_The task_
Pick out the lines below that include the string "styles".

_Stored data_
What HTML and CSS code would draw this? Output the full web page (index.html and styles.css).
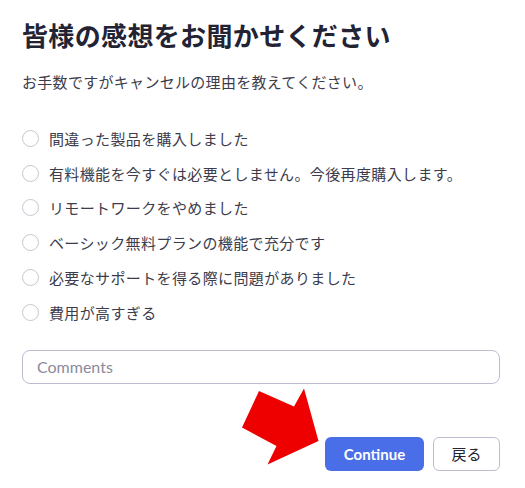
FILE: index.html
```html
<!DOCTYPE html>
<html>
	<head>
		<meta charset="utf-8">
		<title>キャンセル理由</title>
		<link rel="stylesheet" href="styles.css">
	</head>
	<body>
		<div class="survey">
			<h1>皆様の感想をお聞かせください</h1>
			<p class="lead">お手数ですがキャンセルの理由を教えてください。</p>
			<ul class="reasons">
				<li><span class="radio"></span>間違った製品を購入しました</li>
				<li><span class="radio"></span>有料機能を今すぐは必要としません。今後再度購入します。</li>
				<li><span class="radio"></span>リモートワークをやめました</li>
				<li><span class="radio"></span>ベーシック無料プランの機能で充分です</li>
				<li><span class="radio"></span>必要なサポートを得る際に問題がありました</li>
				<li><span class="radio"></span>費用が高すぎる</li>
			</ul>
			<input class="comments" type="text" placeholder="Comments">
			<div class="actions">
				<a href="javascript:void(0)" class="btn primary">Continue</a>
				<a href="javascript:void(0)" class="btn back">戻る</a>
			</div>
			<!-- 注目用の矢印 -->
			<svg class="arrow" width="90" height="90" viewBox="0 0 90 90">
				<polygon points="29,11 64,26.5 74,8.5 88.5,61 37.5,84.5 46.5,66 12,47.5" fill="#ee0000"/>
			</svg>
		</div>
	</body>
</html>
```

FILE: styles.css
```css
*{margin:0;padding:0;box-sizing:border-box;}
ul{list-style:none;}
a{text-decoration:none;}
body{background:#fff;font-family:"Noto Sans CJK JP","Noto Sans",sans-serif;color:#3c3c4c;}
div.survey{position:relative;padding:17px 25px 16px 22px;}
h1{font-size:26px;line-height:36px;font-weight:700;color:#232333;letter-spacing:0.35px;}
p.lead{margin-top:18px;font-size:15px;line-height:22px;color:#3c3c4c;letter-spacing:0.3px;}
ul.reasons{margin-top:28px;}
ul.reasons>li{display:flex;align-items:center;height:34.8px;font-size:15px;color:#3c3c4c;letter-spacing:0.37px;}
ul.reasons>li>span.radio{width:17px;height:17px;border:1px solid #c6c6d2;border-radius:50%;margin-right:10px;flex:none;}
input.comments{display:block;width:100%;height:34px;margin-top:20px;padding:0 14px;border:1px solid #bdbdd2;border-radius:8px;font-family:Lato,"Noto Sans",sans-serif;font-size:16px;color:#232333;outline:none;}
input.comments::placeholder{color:#8b8b9c;}
div.actions{display:flex;justify-content:flex-end;gap:9px;margin-top:53px;}
a.btn{display:flex;align-items:center;justify-content:center;height:34px;border-radius:6px;font-size:15px;}
a.primary{width:99px;background:#4a6ee8;color:#fff;font-family:Lato,"Noto Sans",sans-serif;font-weight:700;}
a.back{width:67px;border:1px solid #bdbdd2;color:#232333;font-family:"Noto Sans CJK JP",sans-serif;}
svg.arrow{position:absolute;left:230px;top:380px;}
```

_Full output_
What HTML and CSS code would draw this? Output the full web page (index.html and styles.css).
		<link rel="stylesheet" href="styles.css">
FILE: styles.css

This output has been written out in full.